Bacon on a trapeze


I realize I’m coming to the party about three years too late. Postmodern cuisine–you know, that wacky food created with foam, lasers and the powdered essence of an extinct Chilean tree frog–has seen its star begin to fall into the centrifuge of weird gastronomic trends.

Kind of like aspic. Or the whole resurgence of lettuce wedges.

But come on. Even on the downhill slide, having someone bring a hissing pan of liquid nitrogen to your table is a damn lot of fun. Especially when they ask you to eat what’s in it.

Part of my recent trip to Chicago was to immerse myself in the post-modern gastronomy movement. Two of its most celebrated proponents, Alinea and Moto, have gained international notoriety for serving, er…bacon on a trapeze, among other things in epic 12 and 24-course eat-a-thons.

Here you don’t just eat dinner, you experience it. These are dishes that require extensive explanations recited with spelling-bee accuracy. (At Alinea, you won’t get a menu, anyway. Instead you get ‘surprises’. At whiz-kid younger brother Moto, you get an edible menu. Seriously.)

These meals require the use of words like ‘vessicle’ and ‘sous vide’ and ‘explosion’. There are warnings (I kid you not, there is danger involved); dozens of sets of place settings; butt-numbing endurance; and ultimately simply letting go to the wonder and fantasy that is unfurling before you.

Everywhere, what you see is not what you see. That little piece of penne pasta is actually a lychee! Hah! That little piece of beef is shaved chocolate! That piece of cake is actually a vacuum-expanded beet! Imagine that!

Every bite is an exclamation point, performed with an infectious enthusiasm. And damn if I didn’t catch a little of it, clapping in glee at the little tubes of pureed morels unbottled with satisfying ‘flwump’. I gasped at a single fork of tweezer-placed microgreens! Ohmygod! Can you believe the hands-free dessert of cake and spun sugar that’s bobbing in front of my mouth like an eyeball? Or the the meyer lemon foam, cotton candy paper and ‘shooter’ of horseradish truffle and celery juice (a rather nasty surprise). Our tour of the Moto kitchen even required special eye protection and a laser demonstration. Pinch me, Alice, I’m dreamin’!

Both dinners were, in a word, outrageous. Both dinners were unforgettable and worth every penny (upwards of $250 each).

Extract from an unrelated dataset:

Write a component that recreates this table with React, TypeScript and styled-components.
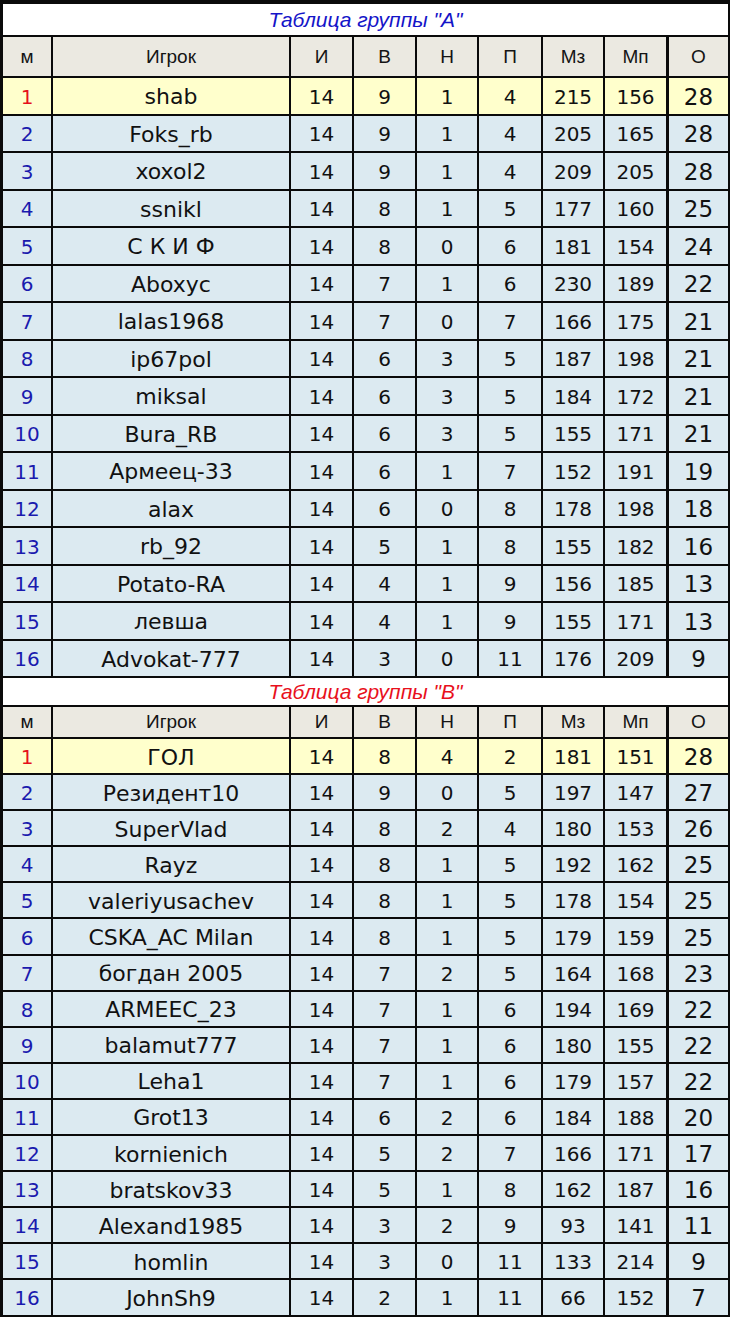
import React from "react";
import styled, { createGlobalStyle } from "styled-components";

const GlobalStyle = createGlobalStyle`
  html, body { margin: 0; padding: 0; background: #000; }
  #root { width: 730px; }
`;

type Row = [number, string, number, number, number, number, number, number, number];

const groupA: Row[] = [
  [1, "shab", 14, 9, 1, 4, 215, 156, 28],
  [2, "Foks_rb", 14, 9, 1, 4, 205, 165, 28],
  [3, "xoxol2", 14, 9, 1, 4, 209, 205, 28],
  [4, "ssnikl", 14, 8, 1, 5, 177, 160, 25],
  [5, "С К И Ф", 14, 8, 0, 6, 181, 154, 24],
  [6, "Aboxyc", 14, 7, 1, 6, 230, 189, 22],
  [7, "lalas1968", 14, 7, 0, 7, 166, 175, 21],
  [8, "ip67pol", 14, 6, 3, 5, 187, 198, 21],
  [9, "miksal", 14, 6, 3, 5, 184, 172, 21],
  [10, "Bura_RB", 14, 6, 3, 5, 155, 171, 21],
  [11, "Армеец-33", 14, 6, 1, 7, 152, 191, 19],
  [12, "alax", 14, 6, 0, 8, 178, 198, 18],
  [13, "rb_92", 14, 5, 1, 8, 155, 182, 16],
  [14, "Potato-RA", 14, 4, 1, 9, 156, 185, 13],
  [15, "левша", 14, 4, 1, 9, 155, 171, 13],
  [16, "Advokat-777", 14, 3, 0, 11, 176, 209, 9],
];

const groupB: Row[] = [
  [1, "ГОЛ", 14, 8, 4, 2, 181, 151, 28],
  [2, "Резидент10", 14, 9, 0, 5, 197, 147, 27],
  [3, "SuperVlad", 14, 8, 2, 4, 180, 153, 26],
  [4, "Rayz", 14, 8, 1, 5, 192, 162, 25],
  [5, "valeriyusachev", 14, 8, 1, 5, 178, 154, 25],
  [6, "CSKA_AC Milan", 14, 8, 1, 5, 179, 159, 25],
  [7, "богдан 2005", 14, 7, 2, 5, 164, 168, 23],
  [8, "ARMEEC_23", 14, 7, 1, 6, 194, 169, 22],
  [9, "balamut777", 14, 7, 1, 6, 180, 155, 22],
  [10, "Leha1", 14, 7, 1, 6, 179, 157, 22],
  [11, "Grot13", 14, 6, 2, 6, 184, 188, 20],
  [12, "kornienich", 14, 5, 2, 7, 166, 171, 17],
  [13, "bratskov33", 14, 5, 1, 8, 162, 187, 16],
  [14, "Alexand1985", 14, 3, 2, 9, 93, 141, 11],
  [15, "homlin", 14, 3, 0, 11, 133, 214, 9],
  [16, "JohnSh9", 14, 2, 1, 11, 66, 152, 7],
];

const headers = ["м", "Игрок", "И", "В", "Н", "П", "Мз", "Мп", "О"];

const Frame = styled.div`
  background: #0a0a0a;
  padding: 4px 2px 2px 3px;
  display: flex;
  flex-direction: column;
  gap: 2px;
  width: 730px;
  height: 1317px;
  box-sizing: border-box;
`;

const Section = styled.section`
  display: flex;
  flex-direction: column;
  gap: 2px;
`;

const Title = styled.div<{ $tone: "blue" | "red"; $h: number }>`
  height: ${(p) => p.$h}px;
  background: #ffffff;
  display: flex;
  align-items: center;
  justify-content: center;
  font-family: "Liberation Sans", Arial, sans-serif;
  font-style: italic;
  font-size: 21px;
  color: ${(p) => (p.$tone === "blue" ? "#1414c8" : "#e8101c")};
`;

const Line = styled.div<{ $h: number }>`
  display: grid;
  grid-template-columns: 48px 236px 61px 61px 60px 62px 60px 61px 60px;
  column-gap: 2px;
  height: ${(p) => p.$h}px;
`;

const HeadCell = styled.div<{ $last?: boolean }>`
  background: #ebe9e1;
  display: flex;
  align-items: center;
  justify-content: center;
  font-family: "Liberation Sans", Arial, sans-serif;
  font-size: 19px;
  color: #141414;
  border-left: ${(p) => (p.$last ? "1px solid #0a0a0a" : "none")};
`;

const Cell = styled.div<{ $lead: boolean; $last?: boolean; $size: number; $color?: string }>`
  background: ${(p) => (p.$lead ? "#ffffcc" : "#dceaf1")};
  display: flex;
  align-items: center;
  justify-content: center;
  font-family: "DejaVu Sans", Verdana, sans-serif;
  font-size: ${(p) => p.$size}px;
  color: ${(p) => p.$color ?? "#111111"};
  white-space: nowrap;
  padding-top: 2px;
  box-sizing: border-box;
  border-left: ${(p) => (p.$last ? "1px solid #0a0a0a" : "none")};
`;

function Group({
  title,
  tone,
  rows,
  titleH,
  headH,
  rowH,
}: {
  title: string;
  tone: "blue" | "red";
  rows: Row[];
  titleH: number;
  headH: number;
  rowH: number;
}) {
  return (
    <Section>
      <Title $tone={tone} $h={titleH}>
        {title}
      </Title>
      <Line $h={headH}>
        {headers.map((h, i) => (
          <HeadCell key={h} $last={i === headers.length - 1}>
            {h}
          </HeadCell>
        ))}
      </Line>
      {rows.map((r) => {
        const lead = r[0] === 1;
        return (
          <Line key={r[0]} $h={rowH}>
            <Cell $lead={lead} $size={20} $color={lead ? "#e5101c" : "#1a1aae"}>
              {r[0]}
            </Cell>
            <Cell $lead={lead} $size={22}>
              {r[1]}
            </Cell>
            {r.slice(2, 8).map((v, i) => (
              <Cell key={i} $lead={lead} $size={20}>
                {v}
              </Cell>
            ))}
            <Cell $lead={lead} $last $size={23}>
              {r[8]}
            </Cell>
          </Line>
        );
      })}
    </Section>
  );
}

export default function App() {
  return (
    <>
      <GlobalStyle />
      <Frame>
        <Group title={'Таблица группы "A"'} tone="blue" rows={groupA} titleH={31} headH={39} rowH={35.5} />
        <Group title={'Таблица группы "B"'} tone="red" rows={groupB} titleH={27} headH={30} rowH={34.1} />
      </Frame>
    </>
  );
}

But ultimately, I’m left a little hungry.

Yes, I mean literally hungry (microgreens and foam, you may be surprised to find out, aren’t that filling). But also, hungry for something a little less philosophical on the plate–something that doesn’t require me to ponder whether that soba noodle on the plate is really a soba noodle-or an extruded puree of fried rice with big ambitions.

Don’t get me wrong, I also sometimes find our overly precious, introspectively organic California cuisine a little on the philosophical side, too. Seriously, I want a carrot, not a dissertation.
You have to wonder, however, how long all this gastro-naval-gazing is actually going to last–here at home, in Chicago, New York or elsewhere. Food has become so preoccupied with itself that eating can be an exhausting lesson, rather than a meal. Not to mention the kind of guilt inherent in spending the aforementioned $350–even for food art–when others are starving.

But there I go getting all philosophical. Man, I need a taco. Hold the microgreens.